Mich nahm eine Kälte ein, die meinem ganzen Körper Gänsehaut gab. «Ich bin krank im Kopf. Meine Rückfälle kann ich nicht beeinflussen...» «Du bist nicht krank im Kopf. Du bist Dario und-» «Du musst es nicht schönreden. Das scheiß Borderline macht alles nur noch schlimmer und schwerer für mich und alle anderen.» 

Ich deutete auf mich selbst. «Dass ich jetzt so ruhig hier sitze, hat nur mit den Medikamenten zu tun, aber ich will nicht mein ganzes Leben lang so leben müssen. Ich brauche im Moment 6 Tabletten am Tag, damit ich niemanden am Kragen packe oder mich selbst umbringe... Die haben mich auf die höchste Dosierung gepackt. Du kannst mir also nicht sagen, dass ich keinen Schaden habe.» 

Gio biss sich in ihrer Unterlippe fest und ihre Schultern sackten geschaffen in sich zusammen. «Dario, ich war in meiner Zeit hier drinnen auch auf Medikamenten. Sie sind da, um dir die ersten Tage und Wochen zu helfen. Und dein Vater... Santiago nimmt mittlerweile nichts mehr. Ich habe mich gestern noch mit ihm darüber unterhalten. Er hat gelernt, wie er mit dem Borderline leben kann. Klar, hat er noch schlechte Tage, doch er weiß, wie er sie durchstehen kann.» 

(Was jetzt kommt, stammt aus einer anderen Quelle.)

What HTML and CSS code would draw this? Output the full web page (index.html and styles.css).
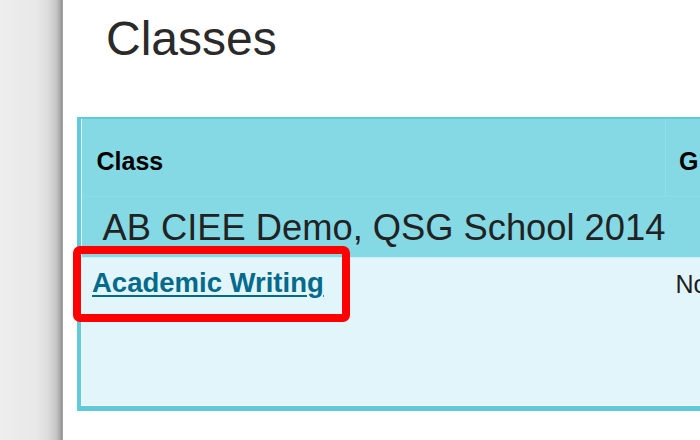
FILE: index.html
```html
<!DOCTYPE html>
<html lang="en">
<head>
<meta charset="utf-8">
<title>Classes</title>
<link rel="stylesheet" href="styles.css">
</head>
<body>
<div class="page">
  <div class="sidebar"></div>
  <main class="content">
    <h1 class="title">Classes</h1>
    <div class="table-wrap">
      <table class="classes">
        <colgroup>
          <col class="col-class">
          <col class="col-other">
        </colgroup>
        <thead>
          <tr class="head-row">
            <th class="th-class">Class</th>
            <th class="th-other">G</th>
          </tr>
        </thead>
        <tbody>
          <tr class="group-row">
            <td class="group-cell" colspan="2">AB CIEE Demo, QSG School 2014</td>
          </tr>
          <tr class="item-row">
            <td class="item-cell"><a class="class-link" href="#">Academic Writing</a></td>
            <td class="item-other">No</td>
          </tr>
        </tbody>
      </table>
      <div class="highlight"></div>
    </div>
  </main>
</div>
</body>
</html>
```

FILE: styles.css
```css
html, body {
  margin: 0;
  padding: 0;
  width: 700px;
  height: 440px;
  overflow: hidden;
  background: #ffffff;
  font-family: "Liberation Sans", Arial, Helvetica, sans-serif;
}

.page {
  display: flex;
  width: 700px;
  height: 440px;
}

.sidebar {
  flex: 0 0 63px;
  height: 440px;
  background: linear-gradient(to right, #eeeeee 0, #e8e8e8 36px, #dcdcdc 48px, #c6c6c6 56px, #aaaaaa 60px, #909090 62px, #b8b8b8 63px);
}

.content {
  flex: 1 1 auto;
  padding-left: 14px;
  min-width: 0;
}

.title {
  margin: 11px 0 0 0;
  padding-left: 29px;
  font-size: 48px;
  line-height: 55px;
  font-weight: normal;
  color: #2a2a2a;
}

.table-wrap {
  position: relative;
  margin-top: 51px;
  width: 760px;
  border-top: 2px solid #5fcad9;
  border-left: 4px solid #62cbd9;
  border-bottom: 5px solid #5fc9d8;
  background: #e1f5fa;
}

.classes {
  width: 100%;
  border-collapse: collapse;
  table-layout: fixed;
}

.col-class {
  width: 584px;
}

.head-row th {
  background: #84d9e4;
  text-align: left;
  vertical-align: top;
  font-size: 25px;
  line-height: 29px;
  font-weight: bold;
  color: #000000;
  height: 77px;
  padding: 28px 0 0 15px;
  box-sizing: border-box;
  border-bottom: 1px solid #8cdce7;
}

.head-row .th-other {
  border-left: 1px solid #92dfe9;
  padding-left: 13px;
}

.group-cell {
  background: #84d9e4;
  font-size: 36.3px;
  line-height: 41px;
  color: #222222;
  padding: 10px 0 9px 21px;
  border-bottom: 1px solid #c9eef4;
}

.item-row td {
  vertical-align: top;
  height: 148px;
  box-sizing: border-box;
  border-bottom: 1px solid #f4fbfd;
}

.item-cell {
  padding: 9px 0 0 10px;
  border-left: 1px solid #f4fbfd;
}

.class-link {
  font-size: 27.5px;
  line-height: 32px;
  font-weight: bold;
  color: #046a8c;
  text-decoration: underline;
  text-decoration-thickness: 2px;
  text-underline-offset: 3px;
}

.item-other {
  padding: 12px 0 0 10px;
  font-size: 25px;
  line-height: 29px;
  color: #1e1e1e;
}

.highlight {
  position: absolute;
  left: -8px;
  top: 127px;
  width: 277px;
  height: 76px;
  box-sizing: border-box;
  border: 8px solid #ff0000;
  border-radius: 7px;
  pointer-events: none;
}
```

«Ja, aber seine schlechten Tage haben soviel kaputtgemacht. Zum Beispiel meine Fähigkeit, Männern zu vertrauen, die mir helfen wollen, oder meine Art, wie ich Konflikte löse oder mein verficktes Essverhalten oder meine Aussetzer, die andere Leute ins Krankenhaus befördern und so weiter.» Ich schob das Mandala in meine Hosentasche und schaute kurz aus dem Fenster hinter Mom, weil ich die richtigen Worte suchte. 

«Und ich will das keinem antun. Ich will niemanden so kaputt machen, wie er es getan hat. Borderliner bleiben alleine zurück, weil sie nicht in die Gemeinschaft passen. Was denkst du, warum Santiago niemanden mehr gefunden hat und nur noch Stundenlange arbeitet?» Gio blieb still und schaute nachdenklich vor uns auf den Tisch. 

«Das ist seine Entscheidung. Er hat sich für das Leben alleine entschieden. Und du bist nicht er, Dario. Nur weil ihm diese Sachen passiert sind, heißt das nicht, dass sie dir auch passieren werden.» War sie sich da sicher? 

Meines Wissens passierten mir genau die Dinge meiner Vorfahren. Ich hing an Drogen, wie es Mom und ihr Vater getan hatten. Ich hatte Borderline. Genauso wie Santiago... Mein Leben war zum Scheitern verurteilt. 

«Dario, ich kann nicht akzeptieren, dass du dir selbst so im Wege stehst. Du kannst das alles schaffen. Du bist stark genug. Mehr als genug sogar.» In mir stieg Wut und Frust an, weshalb ich Gio darum bat, zur Seite zu gehen, damit ich aufstehen konnte. Die Sitzbank war ziemlich eng. 

Sie ließ mich aber nicht gehen und blieb stur sitzen. «Und du musst jetzt nicht das Weite suchen, weil ich dir sage, was Tatsache ist», schimpfte meine Mutter und ich sank zurück in die Bank und verschränkte meine Arme auf der Brust. «Ich sehe, dass du dein Bestes gibst. Hör nicht auf.» 

«Werde ich nicht», murmelte ich leise und legte den Kopf in den Nacken. «Ich habe es ihr versprochen.» Und wenn ich einmal in meinem Leben ein Versprechen meinerseits halten würde, dann dieses hier. Noè verdiente es. 

Giorgia verstand, wen ich meinte, und begann zu schmunzeln. «Sie könnte im Moment eh deine Hilfe brauchen.» «Wieso?» Ich hob meinen Kopf an und erwartete Schlimmes, doch Gio lachte bloß leise auf. «Sie hat Roxy zu sich genommen und der Köter hört überhaupt nicht auf sie.» 

Ja, Roxy. Ich hatte um sie gebeten, doch leider durfte man hier keine Haustiere halten. Mir wurde bloß gesagt, dass sie ein temporäres Zuhause gefunden hatte. Dass dieses bei Noè war, hätte ich mir eigentlich denken können. 

Und zwei Wochen später, als Noè das erste Mal kommen durfte, mussten wir uns draußen im Garten treffen, weil der Hund nicht reindurfte. Roxy riss Noè fasst zu Boden, als sie mich erkannte und begann laut zu winseln. Ihre Rute spickte hin und her und mähte mich fast nieder.